Elizabeth T. Jordan '59
Elizabeth T. Jordan '59
  • Sport:
    Swimming
  • Inducted:
    2018

Bio

Vice President of the Swim Club and a member of the College Government, Elizabeth T. Jordan '59 represented Freeman Hall in dorm swim meets during her time at Wellesley. The U.S. Masters Swimming David Yorzyk Award winner in 1997, Jordan was inducted into the International Masters Swimming Hall of Fame in 2005 and has completed multiple open water swims, most notably in 2012 as part of a six-woman over-70 age team, where – at age 75 – she helped set a new Catalina Channel Swimming Federation age group record that still stands today. In all, Jordan has set 38 world records in different five-year age groups for backstroke, butterfly and individual medley.


When I arrived at Wellesley from Indiana in the fall of 1955, I couldn’t continue my considerable national success in pool swimming competition, because there was no Title IX and therefore no intercollegiate swimming for women. I decided I would become a scholar instead.

After receiving my Wellesley B.A. in 1959 and my M.A. from Radcliffe in 1960, I married and had four children before returning to swim competition in my late 30s with U.S. Masters Swimming. Simultaneously, I returned to academics and received my Ph.D. in 1985. I found that a balance between the life of the mind and the life of the body was beneficial and rewarding.

While at Wellesley l did join Swim Club, which performed annual shows in “water ballet,” which evolved eventually into synchronized swimming, a valid and demanding sport requiring strong abdominal muscles. But in the 1950s, the important thing was to smile and point your toes while you performed your somersaults and leg raises. I remember cold winter nights walking back to my dorm from Swim Club rehearsals on the other side of campus, my wet ponytail would freeze into an icicle!

Every year, the Athletics Department would sponsor an inter-dorm swim meet, so of course, I signed up, for a backstroke race, my specialty. The event was 25 yards, and the organizers assigned someone at the end of each lane to hold out their hands to keep anyone from bumping her head on the rim of the pool. I think I won by perhaps half the pool. Someone commented “You must have been in swim meets before!”

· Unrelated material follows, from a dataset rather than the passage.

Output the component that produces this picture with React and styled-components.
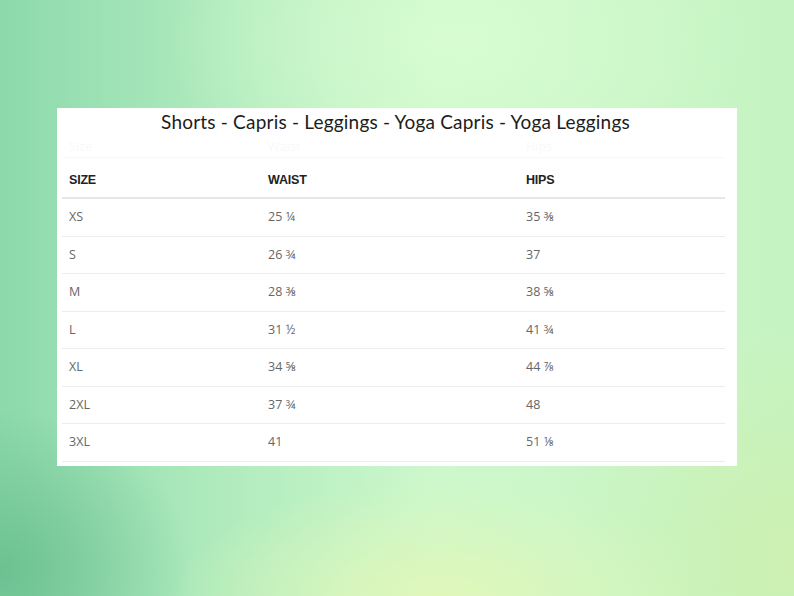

As I wrote in my Wellesley application letter in the 1950s, and as I continue to feel and to know, the qualities that I learned from swimming guide my life. I remember thinking that there were three areas in which one might try to excel: sports, academics, and social life. But one couldn’t do all three, so I decided to downplay or omit social life. I benefited from meeting and befriending competitors from around the nation and around the world. I learned how to schedule my time, how to take care of my health by eating well and exercising regularly. I learned how to win gracefully and perhaps even more important, how to lose gracefully.